Please set down all the lines beneath this one exactly, without the pictures.

++++++++++++++++++++

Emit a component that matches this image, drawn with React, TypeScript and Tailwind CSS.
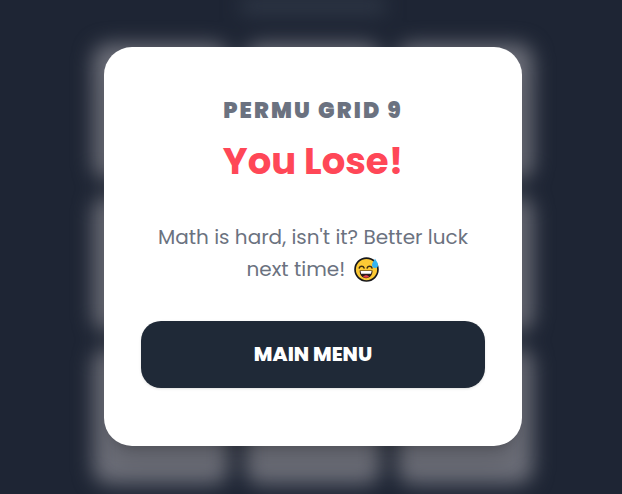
function SweatSmile() {
  return (
    <svg viewBox="0 0 24 24" className="ml-1 inline-block h-[25px] w-[25px] align-[-6px]" role="img" aria-label="Grinning face with sweat">
      <circle cx="12" cy="12" r="11" fill="#fcc935" stroke="#18181b" strokeWidth="1.6" />
      <path d="M5 10.600c.8-2.400 3.900-2.400 4.700 0M12.600 10.600c.8-2.400 3.900-2.400 4.700 0" fill="none" stroke="#3b2a12" strokeWidth="1.4" strokeLinecap="round" />
      <path d="M5.400 13h12.400c0 4.500-2.500 7.300-6.200 7.300S5.400 17.500 5.400 13z" fill="#2b1b1d" />
      <path d="M6.300 13.500h10.600l-.5 2.500H6.800z" fill="#fff" />
      <path d="M8.600 18.900c1.500-2 4.500-2 6 0-1.600 1.300-4.400 1.300-6 0z" fill="#e8404a" />
      <path d="M20.200 1.600c1.800 2.700 2.900 4.500 2.900 6.100a2.900 2.900 0 0 1-5.800 0c0-1.600 1.100-3.400 2.900-6.100z" fill="#35b4f1" />
    </svg>
  );
}

function Board() {
  const cells = [1, 2, 3, 4, 5, 6, 7, 8, 9];

  return (
    <div className="absolute inset-x-0 top-0 flex flex-col items-center pl-1 blur-[10px]" aria-hidden="true">
      <div className="h-3 w-36 bg-[#353e4d]" />
      <div className="mt-8 grid w-full max-w-[440px] grid-cols-3 gap-4">
        {cells.map((cell) => (
          <div key={cell} className="h-[136px] rounded-2xl bg-[#6d6f79]" />
        ))}
      </div>
    </div>
  );
}

export default function App() {
  return (
    <main className="relative min-h-screen overflow-hidden bg-[#1e2534] font-['Poppins','Inter',sans-serif]">
      <Board />

      {/* Result dialog */}
      <div className="relative flex min-h-screen items-center justify-center pb-0.5 pl-1">
        <section
          role="dialog"
          aria-labelledby="result-title"
          className="w-full max-w-[418px] rounded-[28px] bg-white px-[37px] pt-12 pb-[58px] text-center shadow-xl shadow-black/15"
        >
          <p className="text-[22px] leading-8 font-black tracking-widest text-[#6b7280]">PERMU GRID 9</p>
          <h1 id="result-title" className="mt-3 text-[37px] leading-11 font-bold text-[#ff4757]">
            You Lose!
          </h1>
          <p className="mt-[38px] text-xl leading-8 text-[#6b7280]">
            Math is hard, isn't it? Better luck next time! <SweatSmile />
          </p>
          <button
            type="button"
            className="mt-9 h-[67px] w-full rounded-[20px] bg-[#1f2937] text-xl font-extrabold text-white shadow-sm"
          >
            MAIN MENU
          </button>
        </section>
      </div>
    </main>
  );
}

++++++++++++++++++++

> ANSWER TO THE PROBLEM
Emit a component that matches this image, drawn with React, TypeScript and Tailwind CSS.
function SweatSmile() {
  return (
    <svg viewBox="0 0 24 24" className="ml-1 inline-block h-[25px] w-[25px] align-[-6px]" role="img" aria-label="Grinning face with sweat">
      <circle cx="12" cy="12" r="11" fill="#fcc935" stroke="#18181b" strokeWidth="1.6" />
      <path d="M5 10.600c.8-2.400 3.900-2.400 4.700 0M12.600 10.600c.8-2.400 3.900-2.400 4.700 0" fill="none" stroke="#3b2a12" strokeWidth="1.4" strokeLinecap="round" />
      <path d="M5.400 13h12.400c0 4.500-2.500 7.300-6.200 7.300S5.400 17.500 5.400 13z" fill="#2b1b1d" />
      <path d="M6.300 13.500h10.600l-.5 2.500H6.800z" fill="#fff" />
      <path d="M8.600 18.900c1.500-2 4.500-2 6 0-1.600 1.300-4.400 1.300-6 0z" fill="#e8404a" />
      <path d="M20.200 1.600c1.800 2.700 2.900 4.500 2.900 6.100a2.900 2.900 0 0 1-5.800 0c0-1.600 1.100-3.400 2.900-6.100z" fill="#35b4f1" />
    </svg>
  );
}

function Board() {
  const cells = [1, 2, 3, 4, 5, 6, 7, 8, 9];

  return (
    <div className="absolute inset-x-0 top-0 flex flex-col items-center pl-1 blur-[10px]" aria-hidden="true">
      <div className="h-3 w-36 bg-[#353e4d]" />
      <div className="mt-8 grid w-full max-w-[440px] grid-cols-3 gap-4">
        {cells.map((cell) => (
          <div key={cell} className="h-[136px] rounded-2xl bg-[#6d6f79]" />
        ))}
      </div>
    </div>
  );
}

export default function App() {
  return (
    <main className="relative min-h-screen overflow-hidden bg-[#1e2534] font-['Poppins','Inter',sans-serif]">
      <Board />

      {/* Result dialog */}
      <div className="relative flex min-h-screen items-center justify-center pb-0.5 pl-1">
        <section
          role="dialog"
          aria-labelledby="result-title"
          className="w-full max-w-[418px] rounded-[28px] bg-white px-[37px] pt-12 pb-[58px] text-center shadow-xl shadow-black/15"
        >
          <p className="text-[22px] leading-8 font-black tracking-widest text-[#6b7280]">PERMU GRID 9</p>
          <h1 id="result-title" className="mt-3 text-[37px] leading-11 font-bold text-[#ff4757]">
            You Lose!
          </h1>
          <p className="mt-[38px] text-xl leading-8 text-[#6b7280]">
            Math is hard, isn't it? Better luck next time! <SweatSmile />
          </p>
          <button
            type="button"
            className="mt-9 h-[67px] w-full rounded-[20px] bg-[#1f2937] text-xl font-extrabold text-white shadow-sm"
          >
            MAIN MENU
          </button>
        </section>
      </div>
    </main>
  );
}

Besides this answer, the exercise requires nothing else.